Para lá dos profissionais do obituário elogioso,
dos abutres adoradores de velhinhos famosos e dos poseurs sorridentes de selfies
com gente de estatuto, é sempre possível homenagear aquele que se ama ou se
amou. JACQUOT DE NANTES é um filme
assim, de alguém que amou, que amou muito e que quer mostrar esse amor. Quando
desse sentimento não reverbera um brilho de pechisbeque social ou artístico,
!espanto dos espantos!, o mais nunca é demais: o lírico dos mil beijos e das
musiquetas enternecedoras enquanto se olha o mar e se sofre fazem raccord. Homenagear alguém que vai sair
dali para fora, do mundo, a correr, por motivo de doença ou pela velhice, é um
acto do domínio da afecção. Dessa afecção não se espera equilíbrio, coerência.
É um acto de amor. O amor não tem limites e dos filmes que são imagens e sons
como transmissão e transgressão desse sentimento também não. Por isso não espero
nada da criança que é o menino Jacquot. Não espero originalidade, efeitos de
sombra, ternura na expressão. Tiro dali apenas e tão só o amor de Demy pelo
cinema.
Esse amor mostra - um amor com que Varda tem de competir - que quando
vemos as setinhas com o dedo que aponta ora a esquerda ora a direita (fazendo a
relação, o raccord, entre as cenas de
encenação do menino Jacquot a tornar-se Jacques e as dos filmes de Demy), mostra
dizia, que as direcções não se opõem. O sentido é o mesmo, tudo em Varda,
reunido no mesmo cinema. Tudo, percebe o espectador, faz parte da mesma carta
de despedida que aproxima infinitamente a câmara do corpo do amante, como se o
beijasse pela última vez.

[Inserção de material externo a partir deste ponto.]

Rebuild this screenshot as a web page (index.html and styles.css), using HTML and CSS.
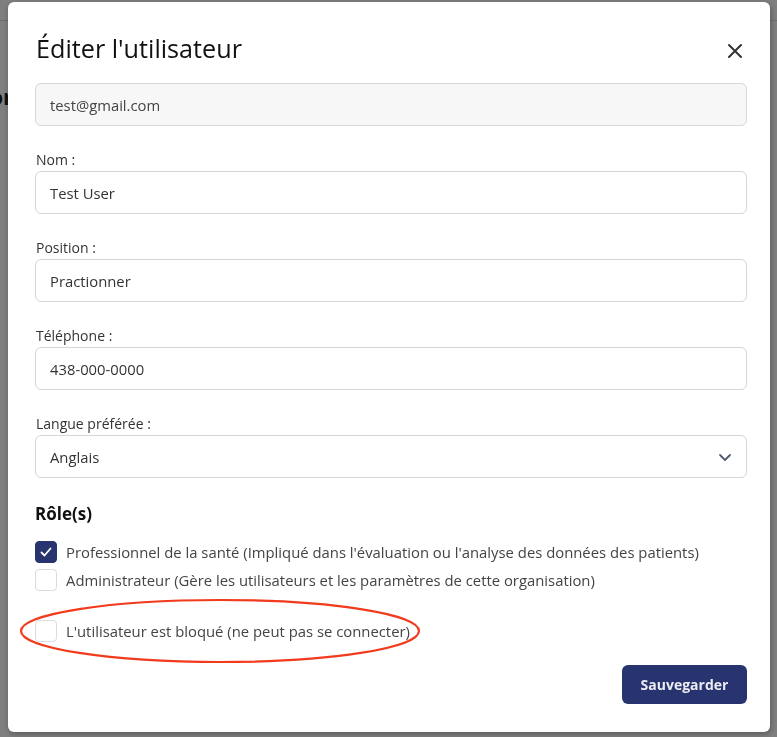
FILE: index.html
```html
<!DOCTYPE html>
<html lang="fr">
<head>
    <meta charset="UTF-8">
    <meta name="viewport" content="width=device-width, initial-scale=1.0">
    <title>Éditer l'utilisateur</title>
    <link rel="stylesheet" href="styles.css">
</head>
<body>
    <div class="page">
        <div class="page-top">Organisation</div>
        <h2 class="page-title">Utilisateurs de l'organisation</h2>
        <p class="page-text">liste des utilisateurs</p>
    </div>

    <div class="backdrop"></div>

    <div class="modal">
        <div class="modal-header">
            <h1>Éditer l'utilisateur</h1>
            <button class="close" aria-label="Fermer">
                <svg width="16" height="16" viewBox="0 0 16 16">
                    <path d="M2 2 L14 14 M14 2 L2 14" stroke="#333" stroke-width="2" stroke-linecap="round"/>
                </svg>
            </button>
        </div>

        <div class="field">
            <div class="input readonly">test@gmail.com</div>
        </div>

        <div class="field">
            <label>Nom :</label>
            <div class="input">Test User</div>
        </div>

        <div class="field">
            <label>Position :</label>
            <div class="input">Practionner</div>
        </div>

        <div class="field">
            <label>Téléphone :</label>
            <div class="input">438-000-0000</div>
        </div>

        <div class="field">
            <label>Langue préférée :</label>
            <div class="input select">
                <span>Anglais</span>
                <svg width="14" height="14" viewBox="0 0 14 14">
                    <path d="M2 5 L7 10 L12 5" fill="none" stroke="#555b6e" stroke-width="1.8" stroke-linecap="round" stroke-linejoin="round"/>
                </svg>
            </div>
        </div>

        <h3 class="roles-title">Rôle(s)</h3>

        <div class="roles">
            <div class="check-row">
                <span class="box checked">
                    <svg width="14" height="14" viewBox="0 0 14 14">
                        <path d="M2.5 7.5 L5.5 10.5 L11.5 3.5" fill="none" stroke="#fff" stroke-width="1.8" stroke-linecap="round" stroke-linejoin="round"/>
                    </svg>
                </span>
                Professionnel de la santé (Impliqué dans l'évaluation ou l'analyse des données des patients)
            </div>
            <div class="check-row">
                <span class="box"></span>
                Administrateur (Gère les utilisateurs et les paramètres de cette organisation)
            </div>
        </div>

        <div class="check-row blocked">
            <span class="box"></span>
            L'utilisateur est bloqué (ne peut pas se connecter)
            <svg class="circle" width="404" height="68" viewBox="0 0 404 68">
                <ellipse cx="202" cy="34" rx="199" ry="31" fill="none" stroke="#f23a1c" stroke-width="2.2"/>
            </svg>
        </div>

        <div class="actions">
            <button class="save">Sauvegarder</button>
        </div>
    </div>
</body>
</html>
```

FILE: styles.css
```css
body {
    margin: 0;
    height: 100vh;
    overflow: hidden;
    background-color: #fff;
    font-family: "Open Sans", "Noto Sans", Arial, sans-serif;
    color: #333;
}

.page {
    margin-left: -190px;
}

.page-top {
    height: 20px;
    border-bottom: 1px solid #ddd;
    font-size: 13px;
    padding-left: 200px;
}

.page-title {
    margin: 60px 0 0;
    font-size: 22px;
    font-weight: 700;
    color: #222;
}

.page-text {
    margin-top: 44px;
    font-size: 15px;
}

.backdrop {
    position: fixed;
    inset: 0;
    background-color: rgba(0, 0, 0, 0.5);
}

.modal {
    position: fixed;
    top: 2px;
    left: 8px;
    width: 762px;
    height: 730px;
    box-sizing: border-box;
    padding: 29px 23px 0 27px;
    background-color: #fff;
    border-radius: 6px;
    box-shadow: 1px 2px 6px rgba(0, 0, 0, 0.3);
}

.modal-header {
    display: flex;
    align-items: center;
    justify-content: space-between;
    margin-bottom: 18px;
}

.modal-header h1 {
    margin: 0;
    font-size: 25.2px;
    font-weight: 400;
    color: #111;
    padding-left: 1px;
}

.close {
    border: none;
    background: none;
    padding: 0;
    margin-right: 4px;
    margin-top: 6px;
    display: flex;
}

.field {
    margin-bottom: 24px;
}

.field label {
    display: block;
    font-size: 14px;
    line-height: 19px;
    color: #333;
    margin-bottom: 2px;
    padding-left: 1px;
}

.input {
    height: 43px;
    box-sizing: border-box;
    border: 1px solid #d6d6dc;
    border-radius: 6px;
    padding: 0 14px;
    display: flex;
    align-items: center;
    font-size: 14.8px;
    color: #333;
}

.input.readonly {
    background-color: #f7f7f8;
    color: #444;
}

.select {
    justify-content: space-between;
}

.roles-title {
    margin: 24px 0 16px;
    font-size: 17px;
    font-weight: 700;
    color: #111;
}

.roles {
    display: flex;
    flex-direction: column;
    gap: 6px;
}

.check-row {
    display: flex;
    align-items: center;
    gap: 9px;
    font-size: 14.85px;
    color: #444;
}

.box {
    width: 22px;
    height: 22px;
    box-sizing: border-box;
    border: 1px solid #dcdcdf;
    border-radius: 4px;
    display: flex;
    align-items: center;
    justify-content: center;
    flex-shrink: 0;
}

.box.checked {
    background-color: #27346f;
    border-color: #27346f;
}

.blocked {
    position: relative;
    margin-top: 29px;
}

.circle {
    position: absolute;
    left: -17px;
    top: -23px;
}

.actions {
    display: flex;
    justify-content: flex-end;
    margin-top: 23px;
}

.save {
    width: 125px;
    height: 39px;
    border: none;
    border-radius: 6px;
    background-color: #27346f;
    color: #ebebf2;
    font-family: inherit;
    font-size: 14px;
    font-weight: 700;
}
```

Instrumento de amor câmara fetiche que desde sempre
recortou o real nas primeiras encenações caseiras de Demy e que agora o recorta a ele, como se
o cinema lhe tivesse retribuído o amor, dando-lhe Varda e, com ela, a visão com
que a despedida se torna uma criação. Uma rosa, que como no poema de Victor
Hugo, “Le Tombe dit à la Rose” pergunta ao túmulo: -
Que fais-tu de ce qui tombe/ e responde ele, o túmulo: Fleur plaintive /De chaque âme qui m'arrive /Je fais un ange du ciel.
Despedir-se é criar um renascimento. Já quando homenageamos como
profissão, seja um pitaleco a Saramago, seja uma palmadinha na nádega de Pina
Bausch, só se vislumbra o branco dos dentes do fotógrafo após o desmaiar do flash do seu próprio disparo.